Firstly be mindful that your flight must be from an EU Airport, or landing on a EU airport, by an EU carrier. Secondly, the claim can not be older than 6 years. Be mindful of the statue of limitation for these claims in your country. In UK it is six years (five in Scotland).

Do not let the Airline stall you, if your claim is valid, and the refuse to pay out, take them to court.
Most of the airlines would argue that the delay happened because of the extraordinary circumstances. By the recent court rulings extraordinary circumstances are natural catastrophes, airport crew strikes, or something like that. So, if there is anything short of a war suddenly braking out, the airline is accountable for that, and yes technical difficulties are their responsibility.
Claim Airlines

First you should submit the claim to the Airline itself. Don’t take them to court without trying to play nice. In the past year they have been forced to pay out more compensation so there is a good chance that your claim be accepted.

You should include as much information as possible. Let them see that you know what you are doing.

So when giving information about the case, you should try to include:

• Your full contact details – including address, email and phone number
• Full details of all passengers – including names and addresses
• Your booking reference and travel dates
• The flight number, departure and destination airports
• Details of where the disruption occurred
• Information about the length of delays
• The names of any staff you spoke to
• Copies of all relevant receipts, if you are claiming expenses
• Copies of all tickets, boarding cards and booking confirmations

If you are not getting the response you are satisfied you should go to the CAA, to try and force the Airline to pay put, and if this doesn’t work take them to the small claims court.

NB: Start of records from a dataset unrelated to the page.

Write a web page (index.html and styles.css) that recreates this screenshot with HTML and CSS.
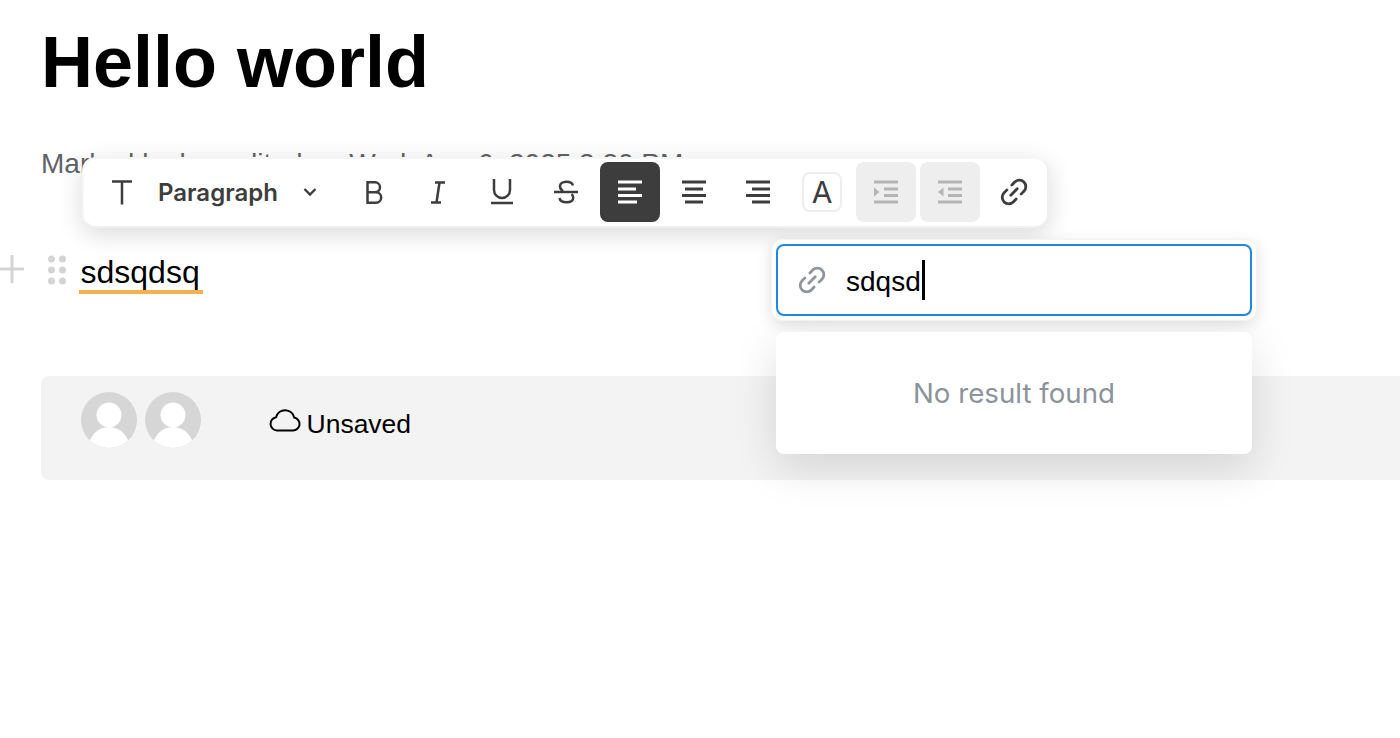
FILE: index.html
```html
<!DOCTYPE html>
<html lang="en">
<head>
<meta charset="utf-8">
<title>Hello world</title>
<link rel="stylesheet" href="styles.css">
</head>
<body>
<main class="page">
  <h1 class="title">Hello world</h1>
  <p class="meta">Marked by bo, edited on Wed, Aug 6, 2025 3:30 PM</p>
  <div class="block">
    <svg class="plus" viewBox="0 0 24 32" width="24" height="32"><path d="M0 16h24M12 2v28" stroke="#d4d4d4" stroke-width="3" fill="none"/></svg>
    <svg class="drag" viewBox="0 0 18 30" width="18" height="30"><g fill="#d4d4d4"><circle cx="3.5" cy="4" r="3.500"/><circle cx="14.500" cy="4" r="3.500"/><circle cx="3.500" cy="15" r="3.500"/><circle cx="14.500" cy="15" r="3.500"/><circle cx="3.500" cy="26" r="3.500"/><circle cx="14.500" cy="26" r="3.500"/></g></svg>
    <span class="block-text">sdsqdsq</span>
  </div>
  <footer class="status">
    <div class="avatars">
      <svg class="avatar" viewBox="0 0 56 56"><defs><clipPath id="c1"><circle cx="28" cy="28" r="28"/></clipPath></defs><circle cx="28" cy="28" r="28" fill="#d6d6d6"/><g clip-path="url(#c1)" fill="#fff"><circle cx="28" cy="23" r="12.500"/><ellipse cx="28" cy="56" rx="20.500" ry="21"/></g></svg>
      <svg class="avatar" viewBox="0 0 56 56"><defs><clipPath id="c2"><circle cx="28" cy="28" r="28"/></clipPath></defs><circle cx="28" cy="28" r="28" fill="#d6d6d6"/><g clip-path="url(#c2)" fill="#fff"><circle cx="28" cy="23" r="12.500"/><ellipse cx="28" cy="56" rx="20.500" ry="21"/></g></svg>
    </div>
    <div class="save">
      <svg class="cloud" viewBox="0 0 32 24" width="32" height="24"><path d="M8 22.500h16a6.500 6.500 0 0 0 1.200-12.900A9.300 9.300 0 0 0 7.100 9.200 6.700 6.700 0 0 0 8 22.500z" fill="none" stroke="#000" stroke-width="2"/></svg>
      <span>Unsaved</span>
    </div>
  </footer>
</main>

<div class="toolbar">
  <button class="tb"><svg viewBox="0 0 24 26" width="24" height="26"><path d="M2 2.500h20M12 2.500v23" stroke="#3d3d3d" stroke-width="2.500" fill="none"/></svg></button>
  <div class="select"><span class="select-label">Paragraph</span><svg viewBox="0 0 14 10" width="14" height="10"><path d="M1.500 2l5.500 5.500L12.500 2" stroke="#3d3d3d" stroke-width="2.400" fill="none"/></svg></div>
  <button class="tb"><svg viewBox="0 0 24 26" width="24" height="26"><path d="M5.500 3.300h7.500a5 5 0 0 1 0 10H5.500h8.500a5.200 5.200 0 0 1 0 10.400H5.500z" stroke="#3d3d3d" stroke-width="2.500" fill="none"/></svg></button>
  <button class="tb"><svg viewBox="0 0 24 26" width="24" height="26"><path d="M9 3.500h10M5 23.500h10M13.500 3.500L10.500 23.500" stroke="#3d3d3d" stroke-width="2.500" fill="none"/></svg></button>
  <button class="tb"><svg viewBox="0 0 24 26" width="24" height="26"><path d="M4 0v11a8 8 0 0 0 16 0V0" stroke="#3d3d3d" stroke-width="2.500" fill="none"/><path d="M1 24h22" stroke="#3d3d3d" stroke-width="2.500" fill="none"/></svg></button>
  <button class="tb"><svg viewBox="0 0 24 26" width="24" height="26"><path d="M0 13h24" stroke="#3d3d3d" stroke-width="2.500"/><path d="M19 6.500C18.500 4 16 2.800 12.500 2.800 8.500 2.800 6 4.700 6 7.300c0 2.200 1.200 3.700 3 5M5.500 19c.5 2.800 3 4.300 7 4.300s6.700-1.700 6.700-4.500c0-1.500-.5-2.700-1.500-3.800" stroke="#3d3d3d" stroke-width="2.500" fill="none"/></svg></button>
  <button class="tb tb-active"><svg viewBox="0 0 24 24" width="24" height="24"><path d="M0 2h24M0 9h18M0 15.500h24M0 22h19" stroke="#fff" stroke-width="3"/></svg></button>
  <button class="tb"><svg viewBox="0 0 24 24" width="24" height="24"><path d="M0 2h24M3 9h18M0 15.500h24M3 22h18" stroke="#3d3d3d" stroke-width="3"/></svg></button>
  <button class="tb"><svg viewBox="0 0 24 24" width="24" height="24"><path d="M0 2h24M6 9h18M0 15.500h24M6 22h18" stroke="#3d3d3d" stroke-width="3"/></svg></button>
  <button class="tb"><span class="color-a">A</span></button>
  <button class="tb tb-disabled"><svg viewBox="0 0 24 24" width="24" height="24"><path d="M0 2h24M10 9h14M10 15.500h14M0 22h24" stroke="#b5b5b5" stroke-width="3"/><path d="M0 7.500l5.500 4.500L0 16.500z" fill="#b5b5b5"/></svg></button>
  <button class="tb tb-disabled"><svg viewBox="0 0 24 24" width="24" height="24"><path d="M0 2h24M10 9h14M10 15.500h14M0 22h24" stroke="#b5b5b5" stroke-width="3"/><path d="M5.500 7.500L0 12l5.500 4.500z" fill="#b5b5b5"/></svg></button>
  <button class="tb"><svg viewBox="-14 -14 28 28" width="28" height="28"><g transform="rotate(-45)" fill="none" stroke="#3d3d3d" stroke-width="2.800" stroke-linecap="round"><path d="M-3.500-6.500H-7.500a6.500 6.500 0 0 0 0 13h4"/><path d="M3.500-6.500H7.500a6.500 6.500 0 0 1 0 13h-4"/><path d="M-4.500 0H4.500"/></g></svg></button>
</div>

<div class="link-box">
  <div class="link-input">
    <svg viewBox="-14 -14 28 28" width="28" height="28"><g transform="rotate(-45)" fill="none" stroke="#8f969c" stroke-width="2.800" stroke-linecap="round"><path d="M-3.500-6.500H-7.500a6.500 6.500 0 0 0 0 13h4"/><path d="M3.500-6.500H7.500a6.500 6.500 0 0 1 0 13h-4"/><path d="M-4.500 0H4.500"/></g></svg>
    <span class="link-value">sdqsd</span><span class="caret"></span>
  </div>
</div>
<div class="link-results">No result found</div>
</body>
</html>
```
FILE: styles.css
```css
* { box-sizing: border-box; }
html, body { margin: 0; height: 100%; background: #fff; overflow: hidden; }
body { font-family: "Liberation Sans", Arial, sans-serif; color: #000; position: relative; }
.page { padding-left: 41px; width: 1400px; overflow: hidden; }
.title { margin: 0; padding-top: 20px; font-size: 72px; line-height: 85px; font-weight: 700; }
.meta { margin: 43px 0 0; font-size: 28px; line-height: 32px; color: #5f6368; white-space: nowrap; }
.block { display: flex; align-items: flex-start; margin-top: 74px; margin-left: -41px; height: 122px; }
.plus { flex: none; margin-top: -1px; }
.drag { margin: 1px 0 0 24px; flex: none; }
.block-text { margin: 0 0 0 13px; font-size: 32px; line-height: 37px; padding: 0 3px 0 1.500px; border-bottom: 4px solid #f4b24f; height: 40px; }
.status { display: flex; align-items: flex-start; height: 104px; width: 1400px; background: #f3f3f3; border-radius: 8px; padding: 16px 0 0 40px; }
.avatars { display: flex; gap: 8px; }
.avatar { width: 56px; height: 56px; display: block; }
.save { display: flex; align-items: center; gap: 6px; margin-left: 68px; font-size: 26.500px; line-height: 30px; padding-top: 17px; }
.cloud { margin-top: -8px; margin-left: -.5px; }
.toolbar { position: absolute; left: 82px; top: 157px; width: 967px; height: 71px; display: flex; align-items: center; gap: 4px; padding: 0 3px 1px 8px; background: #fff; border: 2px solid #f0f0f0; border-top-color: #f6f6f6; border-left-color: #f6f6f6; border-radius: 14px; box-shadow: 0 6px 24px rgba(0,0,0,.15); }
.tb { flex: none; width: 60px; height: 60px; padding: 0; border: 0; background: none; border-radius: 8px; display: flex; align-items: center; justify-content: center; }
.tb-active { background: #3d3d3d; }
.tb-disabled { background: #eeeeee; }
.select { flex: none; width: 184px; height: 60px; display: flex; align-items: center; }
.select-label { font-family: Inter, sans-serif; font-size: 24px; font-weight: 600; color: #3d3d3d; width: 147px; padding-left: 2px; }
.color-a { width: 40px; height: 40px; border: 2px solid #eeeeee; border-radius: 8px; font-family: Inter, sans-serif; font-size: 30px; line-height: 36px; color: #3d3d3d; text-align: center; }
.link-box { position: absolute; left: 772px; top: 240px; width: 484px; height: 80px; padding: 4px; background: #fff; border-radius: 10px; box-shadow: 0 0 0 1px #f4f4f4, 0 4px 16px rgba(0,0,0,.14); }
.link-input { height: 72px; border: 2px solid #1e88e5; border-radius: 8px; display: flex; align-items: center; padding-left: 20px; }
.link-value { margin-left: 20px; padding-top: 3px; font-size: 28px; color: #000; }
.caret { width: 3px; height: 40px; background: #000; margin-left: 1px; }
.link-results { position: absolute; left: 776px; top: 332px; width: 476px; height: 122px; background: #fff; border-radius: 8px; box-shadow: 0 14px 44px rgba(0,0,0,.13); font-family: Inter, sans-serif; font-size: 27.700px; line-height: 122px; color: #8c939a; text-align: center; }
```
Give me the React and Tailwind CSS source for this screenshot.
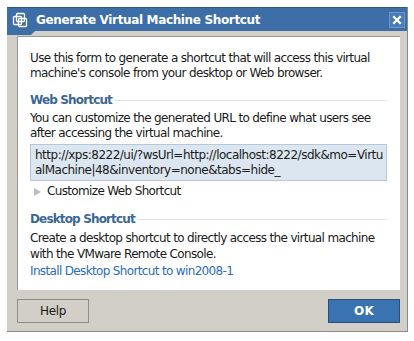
import React from 'react';

const FONT = { fontFamily: '"DejaVu Sans", "Liberation Sans", sans-serif' };

function VmIcon() {
  return (
    <svg width="16" height="16" viewBox="0 0 16 16" fill="none" stroke="#fff" strokeWidth="1.3">
      <rect x="1.5" y="4.5" width="8" height="8" rx="1" />
      <rect x="4.5" y="1.5" width="8" height="8" rx="1" />
      <rect x="6.5" y="6.5" width="8" height="8" rx="1" />
    </svg>
  );
}

function Section({ title, className }) {
  return (
    <div className={`flex items-center gap-[3px] ${className}`}>
      <span className="text-[12px] font-bold text-[#3a6796] leading-[15px] tracking-[-0.85px]">{title}</span>
      <span className="flex-1 h-px bg-[#e1e1e1]" />
    </div>
  );
}

export default function App() {
  return (
    <div className="w-[414px] h-[341px] bg-white overflow-hidden" style={FONT}>
      <div className="ml-[7px] mt-[7px] w-[401px] h-[325px] flex flex-col border-r border-b border-[#8a8a8a]">
        {/* title bar */}
        <div className="relative h-[24px] shrink-0 bg-[#3d6ea8] border-t border-[#2f5a8c] flex items-center pl-[5px] pr-[2px]">
          <VmIcon />
          <span className="ml-[8px] text-white font-bold text-[12px] tracking-[-0.35px]">Generate Virtual Machine Shortcut</span>
          <span className="ml-auto w-[16px] h-[16px] bg-[#4a7cb6] border border-[#6b97c8] flex items-center justify-center">
            <svg width="10" height="10" viewBox="0 0 10 10" stroke="#fff" strokeWidth="2.2" strokeLinecap="square">
              <path d="M2 2 L8 8 M8 2 L2 8" />
            </svg>
          </span>
          <svg className="absolute left-0 top-[23px]" width="28" height="4" viewBox="0 0 28 4">
            <path d="M0 0 H28 L24 4 H0 Z" fill="#3d6ea8" />
          </svg>
        </div>
        {/* body */}
        <div className="flex-1 bg-[#d2cfc9] pl-[10px] pr-[7px] pt-[5px] flex flex-col">
          <div className="h-[254px] shrink-0 bg-white border-t border-l border-[#9a9893] pl-[12px] pr-[13px] pt-[14px] text-[12px] leading-[15px] tracking-[-0.65px] text-[#1a1a1a]">
            <p>Use this form to generate a shortcut that will access this virtual machine's console from your desktop or Web browser.</p>
            <Section title="Web Shortcut" className="mt-[12px]" />
            <p className="mt-[3px]">You can customize the generated URL to define what users see after accessing the virtual machine.</p>
            <div className="mt-[3px] bg-[#dce6f0] border border-[#b6c7d8] pl-[4px] pr-[2px] pt-[3px] pb-[2px] break-all tracking-[-0.5px]">
              http://xps:8222/ui/?wsUrl=http://localhost:8222/sdk&amp;mo=VirtualMachine|48&amp;inventory=none&amp;tabs=hide_
            </div>
            <div className="mt-[3px] flex items-center pl-[4px]">
              <svg width="7" height="8" viewBox="0 0 7 8"><path d="M0 0 L7 4 L0 8 Z" fill="#bdbdbd" /></svg>
              <span className="ml-[6px]">Customize Web Shortcut</span>
            </div>
            <Section title="Desktop Shortcut" className="mt-[13px]" />
            <p className="mt-[3px] leading-[16px]">Create a desktop shortcut to directly access the virtual machine with the VMware Remote Console.</p>
            <p className="mt-[2px] text-[#2a6cbf]">Install Desktop Shortcut to win2008-1</p>
          </div>
          <div className="flex justify-between mt-[9px]">
            <button className="w-[72px] h-[24px] bg-[#d2cfc9] border border-[#8f8c87] text-[12px] tracking-[-0.3px] text-[#1a1a1a]">Help</button>
            <button className="w-[72px] h-[24px] bg-[#3b73b1] border border-[#264f7e] text-[12px] font-bold text-white tracking-[0.3px]">OK</button>
          </div>
        </div>
      </div>
    </div>
  );
}
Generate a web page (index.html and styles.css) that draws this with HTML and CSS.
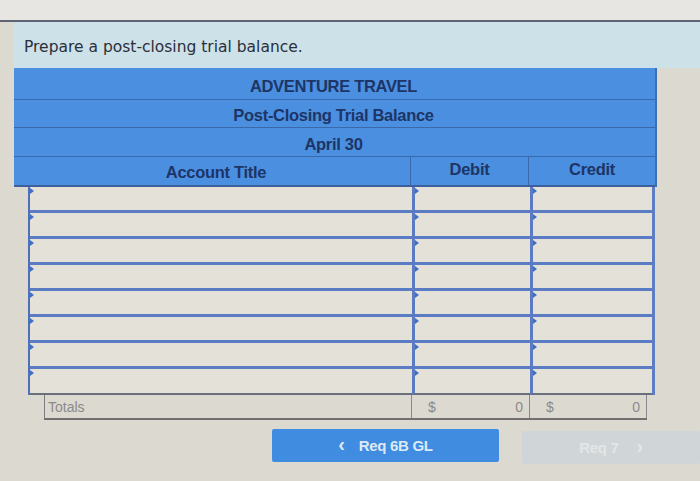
FILE: index.html
```html
<!DOCTYPE html>
<html>
<head>
<meta charset="utf-8">
<link rel="stylesheet" href="styles.css">
</head>
<body>
<div class="page">
  <div class="topbar"></div>
  <div class="prompt">Prepare a post-closing trial balance.</div>
  <div class="head">
    <div class="title-row r1">ADVENTURE TRAVEL</div>
    <div class="title-row r2">Post-Closing Trial Balance</div>
    <div class="title-row r3">April 30</div>
    <div class="col-row">
      <div class="col acct">Account Title</div>
      <div class="col">Debit</div>
      <div class="col">Credit</div>
    </div>
  </div>
  <div class="body">
    <div class="cell"></div><div class="cell"></div><div class="cell"></div>
    <div class="cell"></div><div class="cell"></div><div class="cell"></div>
    <div class="cell"></div><div class="cell"></div><div class="cell"></div>
    <div class="cell"></div><div class="cell"></div><div class="cell"></div>
    <div class="cell"></div><div class="cell"></div><div class="cell"></div>
    <div class="cell"></div><div class="cell"></div><div class="cell"></div>
    <div class="cell"></div><div class="cell"></div><div class="cell"></div>
    <div class="cell"></div><div class="cell"></div><div class="cell"></div>
  </div>
  <div class="totals">
    <div class="tcell label">Totals</div>
    <div class="tcell num"><span>$</span><span>0</span></div>
    <div class="tcell num"><span>$</span><span>0</span></div>
  </div>
  <div class="nav">
    <div class="btn prev"><span class="chev">&lsaquo;</span>Req 6B GL</div>
    <div class="btn next">Req 7<span class="chev2">&rsaquo;</span></div>
  </div>
</div>
</body>
</html>
```
FILE: styles.css
```css
html, body {
  margin: 0;
  padding: 0;
}
body {
  background: #dcd9d0;
  font-family: "Liberation Sans", Arial, sans-serif;
  width: 700px;
  height: 481px;
  overflow: hidden;
}
.page {
  display: flex;
  flex-direction: column;
}
.topbar {
  height: 20px;
  background: #e7e6e2;
  border-bottom: 2px solid #5d6470;
}
.prompt {
  margin-left: 14px;
  height: 46px;
  background: #cde1e8;
  display: flex;
  align-items: center;
  padding-left: 10px;
  padding-top: 3px;
  box-sizing: border-box;
  font-family: "DejaVu Sans", Verdana, sans-serif;
  font-size: 15.5px;
  color: #2a2f3a;
}
.head {
  margin-left: 14px;
  width: 643px;
  background: #4b8fe0;
  color: #1d3566;
  font-weight: bold;
  font-size: 16.5px;
  letter-spacing: -0.3px;
  border-right: 2px solid #3d6fb8;
  box-sizing: border-box;
}
.title-row {
  display: flex;
  align-items: center;
  justify-content: center;
  border-bottom: 1px solid #3b68a8;
  box-sizing: border-box;
  padding-right: 2px;
}
.r1 { height: 32px; padding-top: 6px; }
.r2 { height: 28px; padding-top: 4px; }
.r3 { height: 29px; padding-top: 5px; }
.col-row {
  display: grid;
  grid-template-columns: 396px 118px 127px;
  height: 28px;
  border-bottom: 2px solid #3d5f9c;
}
.col {
  display: flex;
  align-items: center;
  justify-content: center;
  border-left: 1px solid #3b68a8;
  padding-bottom: 3px;
}
.col.acct {
  border-left: none;
  padding-left: 8px;
  padding-bottom: 0;
  padding-top: 3px;
}
.body {
  margin-left: 28px;
  display: grid;
  grid-template-columns: 382px 118px 122px;
  grid-auto-rows: 26px;
  border-left: 2px solid #4c71b8;
  border-right: 3px solid #5d7ec4;
  width: fit-content;
}
.cell {
  background: #e4e1d8;
  border-bottom: 3px solid #5b7cc4;
  position: relative;
}
.cell:nth-child(3n+2),
.cell:nth-child(3n) {
  border-left: 3px solid #5b7cc4;
}
.cell::before {
  content: "";
  position: absolute;
  left: 0;
  top: 1px;
  border-top: 3px solid transparent;
  border-bottom: 3px solid transparent;
  border-left: 4px solid #3f6fc4;
}
.cell:nth-child(n+22) {
  border-bottom: 2px solid #6a6f7c;
}
.totals {
  margin-left: 44px;
  display: grid;
  grid-template-columns: 366px 118px 118px;
  height: 23px;
  border-left: 1px solid #7c7c7c;
  border-bottom: 2px solid #707070;
  width: fit-content;
  color: #8a8a8a;
  font-size: 14px;
}
.tcell {
  display: flex;
  align-items: center;
}
.label {
  padding-left: 3px;
}
.num {
  justify-content: space-between;
  padding: 0 6px 0 16px;
  border-left: 1px solid #8a8a8a;
}
.totals .num:last-child {
  border-right: 1px solid #8a8a8a;
}
.nav {
  margin-top: 9px;
  display: flex;
  gap: 23px;
  padding-left: 272px;
}
.btn {
  flex-shrink: 0;
  height: 33px;
  display: flex;
  align-items: center;
  justify-content: center;
  font-weight: bold;
  font-size: 15px;
  letter-spacing: -0.3px;
  border-radius: 2px;
}
.prev {
  width: 227px;
  background: #3f8ce0;
  color: #dde9f6;
}
.chev {
  font-size: 20px;
  margin-right: 14px;
  margin-top: -3px;
}
.next {
  width: 178px;
  margin-top: 2px;
  background: #d0d6d7;
  color: #e3e6e6;
}
.chev2 {
  font-size: 20px;
  margin-left: 18px;
  margin-top: -3px;
}
```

One more thing that you should be mindful is that the Airlines are obligated to provide you with assistance. They should provide refreshment, free phone calls, food or accommodation if needed. If you ended up paying for any of this yourself then you can claim expenses also.

Now you are prepared to claim your due compensation from the airline if needed. Do not let them get away with it if you had to suffer in any way due to your flight being canceled or delayed.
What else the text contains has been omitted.